SHORT EXERCISE: Scan the records and identify every line in which the string "Give" occurs, then return those lines.

________________________

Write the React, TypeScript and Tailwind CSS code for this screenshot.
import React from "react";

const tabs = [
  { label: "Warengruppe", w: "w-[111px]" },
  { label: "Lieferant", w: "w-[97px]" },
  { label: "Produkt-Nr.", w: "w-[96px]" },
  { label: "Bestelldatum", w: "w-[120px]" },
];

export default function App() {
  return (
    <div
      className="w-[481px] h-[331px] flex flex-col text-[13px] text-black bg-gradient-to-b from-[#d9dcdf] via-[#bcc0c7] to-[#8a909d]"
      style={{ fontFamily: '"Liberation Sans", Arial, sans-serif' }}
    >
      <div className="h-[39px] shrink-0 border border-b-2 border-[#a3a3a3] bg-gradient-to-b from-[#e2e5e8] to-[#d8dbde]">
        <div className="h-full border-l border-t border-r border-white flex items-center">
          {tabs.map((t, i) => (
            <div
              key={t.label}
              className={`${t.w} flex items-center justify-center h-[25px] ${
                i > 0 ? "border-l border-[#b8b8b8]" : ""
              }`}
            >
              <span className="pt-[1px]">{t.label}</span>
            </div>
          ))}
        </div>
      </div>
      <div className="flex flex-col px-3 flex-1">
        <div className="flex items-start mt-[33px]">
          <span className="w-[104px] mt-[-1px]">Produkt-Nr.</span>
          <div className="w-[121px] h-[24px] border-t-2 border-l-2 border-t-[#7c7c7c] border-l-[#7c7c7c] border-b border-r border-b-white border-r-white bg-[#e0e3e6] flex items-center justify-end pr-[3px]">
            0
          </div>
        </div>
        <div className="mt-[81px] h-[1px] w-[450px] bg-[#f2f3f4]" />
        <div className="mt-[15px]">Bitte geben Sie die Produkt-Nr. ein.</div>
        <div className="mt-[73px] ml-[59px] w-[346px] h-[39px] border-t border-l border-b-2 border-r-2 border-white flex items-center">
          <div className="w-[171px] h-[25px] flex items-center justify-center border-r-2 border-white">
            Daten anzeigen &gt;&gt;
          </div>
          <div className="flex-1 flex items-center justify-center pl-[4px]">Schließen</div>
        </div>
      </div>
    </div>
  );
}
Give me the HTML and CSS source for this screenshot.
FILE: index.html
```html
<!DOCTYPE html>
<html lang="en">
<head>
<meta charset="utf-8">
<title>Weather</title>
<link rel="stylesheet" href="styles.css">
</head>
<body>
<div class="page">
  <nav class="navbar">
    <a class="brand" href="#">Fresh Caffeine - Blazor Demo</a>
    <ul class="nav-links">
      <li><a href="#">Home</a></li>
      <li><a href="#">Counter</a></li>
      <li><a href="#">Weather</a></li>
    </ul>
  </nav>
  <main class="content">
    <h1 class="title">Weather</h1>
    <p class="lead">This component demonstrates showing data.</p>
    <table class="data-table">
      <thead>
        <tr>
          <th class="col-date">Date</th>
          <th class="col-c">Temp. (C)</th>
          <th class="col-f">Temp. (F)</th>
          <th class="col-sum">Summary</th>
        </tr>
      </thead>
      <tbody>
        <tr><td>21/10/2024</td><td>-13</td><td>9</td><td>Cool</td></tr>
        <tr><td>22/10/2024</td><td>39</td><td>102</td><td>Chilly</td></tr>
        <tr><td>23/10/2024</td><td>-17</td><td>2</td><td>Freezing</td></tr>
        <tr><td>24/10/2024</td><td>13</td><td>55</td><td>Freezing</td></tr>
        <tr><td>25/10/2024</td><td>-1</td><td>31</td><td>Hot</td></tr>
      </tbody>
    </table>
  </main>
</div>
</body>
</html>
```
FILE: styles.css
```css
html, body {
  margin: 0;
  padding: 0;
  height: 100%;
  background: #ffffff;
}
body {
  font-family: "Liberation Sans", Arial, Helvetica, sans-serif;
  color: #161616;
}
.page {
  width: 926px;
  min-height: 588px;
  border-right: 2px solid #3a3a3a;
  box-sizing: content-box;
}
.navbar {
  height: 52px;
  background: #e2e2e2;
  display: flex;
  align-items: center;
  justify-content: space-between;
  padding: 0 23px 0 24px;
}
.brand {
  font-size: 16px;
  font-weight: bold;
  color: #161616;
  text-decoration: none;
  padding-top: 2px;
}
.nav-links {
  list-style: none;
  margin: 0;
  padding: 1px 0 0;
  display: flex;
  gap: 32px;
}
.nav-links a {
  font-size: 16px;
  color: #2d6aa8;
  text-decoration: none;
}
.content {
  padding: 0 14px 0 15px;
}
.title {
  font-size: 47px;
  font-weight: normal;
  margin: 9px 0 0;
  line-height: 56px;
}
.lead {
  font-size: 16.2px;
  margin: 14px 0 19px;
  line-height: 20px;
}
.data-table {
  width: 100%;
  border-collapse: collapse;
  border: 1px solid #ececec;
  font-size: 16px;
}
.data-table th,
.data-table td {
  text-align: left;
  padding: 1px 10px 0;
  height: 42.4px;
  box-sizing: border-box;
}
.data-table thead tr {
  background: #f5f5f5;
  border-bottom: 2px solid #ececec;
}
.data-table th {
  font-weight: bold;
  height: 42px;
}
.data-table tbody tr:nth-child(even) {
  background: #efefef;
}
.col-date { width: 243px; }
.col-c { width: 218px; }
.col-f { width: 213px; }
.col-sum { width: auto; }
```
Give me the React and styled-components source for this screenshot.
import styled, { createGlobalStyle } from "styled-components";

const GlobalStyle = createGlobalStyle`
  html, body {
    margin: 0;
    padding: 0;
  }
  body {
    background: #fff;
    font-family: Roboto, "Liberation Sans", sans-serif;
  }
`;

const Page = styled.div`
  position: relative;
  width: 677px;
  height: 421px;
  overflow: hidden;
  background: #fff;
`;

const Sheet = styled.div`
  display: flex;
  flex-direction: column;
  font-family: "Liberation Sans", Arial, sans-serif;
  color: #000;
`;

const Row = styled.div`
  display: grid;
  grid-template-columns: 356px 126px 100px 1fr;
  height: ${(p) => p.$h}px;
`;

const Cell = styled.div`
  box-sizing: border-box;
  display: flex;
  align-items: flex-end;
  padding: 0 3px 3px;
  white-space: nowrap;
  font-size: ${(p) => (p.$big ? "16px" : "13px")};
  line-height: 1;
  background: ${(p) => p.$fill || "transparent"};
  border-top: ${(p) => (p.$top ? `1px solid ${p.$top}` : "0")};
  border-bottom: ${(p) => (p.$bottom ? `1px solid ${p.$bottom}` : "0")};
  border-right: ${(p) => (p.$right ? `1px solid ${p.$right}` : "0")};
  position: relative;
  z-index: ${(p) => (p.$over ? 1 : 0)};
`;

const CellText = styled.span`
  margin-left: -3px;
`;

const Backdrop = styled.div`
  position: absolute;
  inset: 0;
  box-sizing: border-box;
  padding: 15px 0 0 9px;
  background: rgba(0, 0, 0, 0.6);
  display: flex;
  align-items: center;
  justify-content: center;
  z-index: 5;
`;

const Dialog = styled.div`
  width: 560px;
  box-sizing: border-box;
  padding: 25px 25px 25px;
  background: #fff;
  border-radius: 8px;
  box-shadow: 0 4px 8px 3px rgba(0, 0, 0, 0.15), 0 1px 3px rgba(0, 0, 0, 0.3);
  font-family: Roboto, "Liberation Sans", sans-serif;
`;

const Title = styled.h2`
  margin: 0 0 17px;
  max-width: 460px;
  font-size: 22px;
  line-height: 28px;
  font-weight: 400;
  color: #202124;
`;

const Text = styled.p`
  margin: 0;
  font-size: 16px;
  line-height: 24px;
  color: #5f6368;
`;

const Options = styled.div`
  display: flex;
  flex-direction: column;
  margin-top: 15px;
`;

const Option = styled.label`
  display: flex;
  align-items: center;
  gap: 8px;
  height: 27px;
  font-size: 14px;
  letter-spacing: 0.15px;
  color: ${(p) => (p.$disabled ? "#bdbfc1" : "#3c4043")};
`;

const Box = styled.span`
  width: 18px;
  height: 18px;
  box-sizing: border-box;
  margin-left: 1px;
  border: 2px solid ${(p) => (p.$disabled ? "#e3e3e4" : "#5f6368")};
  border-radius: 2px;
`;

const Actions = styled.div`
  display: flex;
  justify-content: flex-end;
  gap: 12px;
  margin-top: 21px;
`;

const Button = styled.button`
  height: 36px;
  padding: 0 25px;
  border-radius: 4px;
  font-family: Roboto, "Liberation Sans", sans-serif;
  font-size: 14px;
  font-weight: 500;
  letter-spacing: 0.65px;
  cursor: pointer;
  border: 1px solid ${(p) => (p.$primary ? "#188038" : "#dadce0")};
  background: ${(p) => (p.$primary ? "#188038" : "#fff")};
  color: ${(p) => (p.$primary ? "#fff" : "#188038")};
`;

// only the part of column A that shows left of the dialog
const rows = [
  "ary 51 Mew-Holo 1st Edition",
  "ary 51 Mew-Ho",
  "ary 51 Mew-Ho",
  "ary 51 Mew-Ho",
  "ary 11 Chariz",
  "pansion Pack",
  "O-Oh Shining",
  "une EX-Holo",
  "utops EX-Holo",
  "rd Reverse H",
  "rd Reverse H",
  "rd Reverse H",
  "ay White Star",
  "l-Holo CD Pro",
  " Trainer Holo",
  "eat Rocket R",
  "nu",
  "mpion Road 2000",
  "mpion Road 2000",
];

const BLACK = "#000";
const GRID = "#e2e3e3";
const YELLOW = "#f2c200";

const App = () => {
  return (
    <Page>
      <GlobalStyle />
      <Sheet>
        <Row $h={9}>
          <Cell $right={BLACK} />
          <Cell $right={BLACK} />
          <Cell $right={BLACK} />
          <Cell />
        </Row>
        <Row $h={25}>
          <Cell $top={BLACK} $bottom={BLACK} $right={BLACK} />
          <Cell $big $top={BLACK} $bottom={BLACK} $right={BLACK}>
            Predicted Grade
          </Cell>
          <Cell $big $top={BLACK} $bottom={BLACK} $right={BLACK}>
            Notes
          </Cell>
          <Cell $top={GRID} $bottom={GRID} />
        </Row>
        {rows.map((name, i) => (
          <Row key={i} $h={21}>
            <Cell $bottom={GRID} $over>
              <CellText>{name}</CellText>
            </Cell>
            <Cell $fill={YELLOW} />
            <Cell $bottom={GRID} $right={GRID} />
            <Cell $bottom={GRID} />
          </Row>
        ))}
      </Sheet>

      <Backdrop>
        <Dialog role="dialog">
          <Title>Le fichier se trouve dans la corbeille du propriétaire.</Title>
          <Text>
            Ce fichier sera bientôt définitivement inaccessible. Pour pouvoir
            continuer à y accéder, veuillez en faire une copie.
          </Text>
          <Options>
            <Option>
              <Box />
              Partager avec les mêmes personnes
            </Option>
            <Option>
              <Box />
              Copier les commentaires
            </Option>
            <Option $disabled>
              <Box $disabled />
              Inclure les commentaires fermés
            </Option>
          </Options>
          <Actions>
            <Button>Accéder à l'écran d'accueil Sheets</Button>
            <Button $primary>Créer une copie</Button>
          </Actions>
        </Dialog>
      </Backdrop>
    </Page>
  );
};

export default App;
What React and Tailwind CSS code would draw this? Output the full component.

________________________

RESULT FOR THIS EXERCISE:
Give me the HTML and CSS source for this screenshot.
Give me the React and styled-components source for this screenshot.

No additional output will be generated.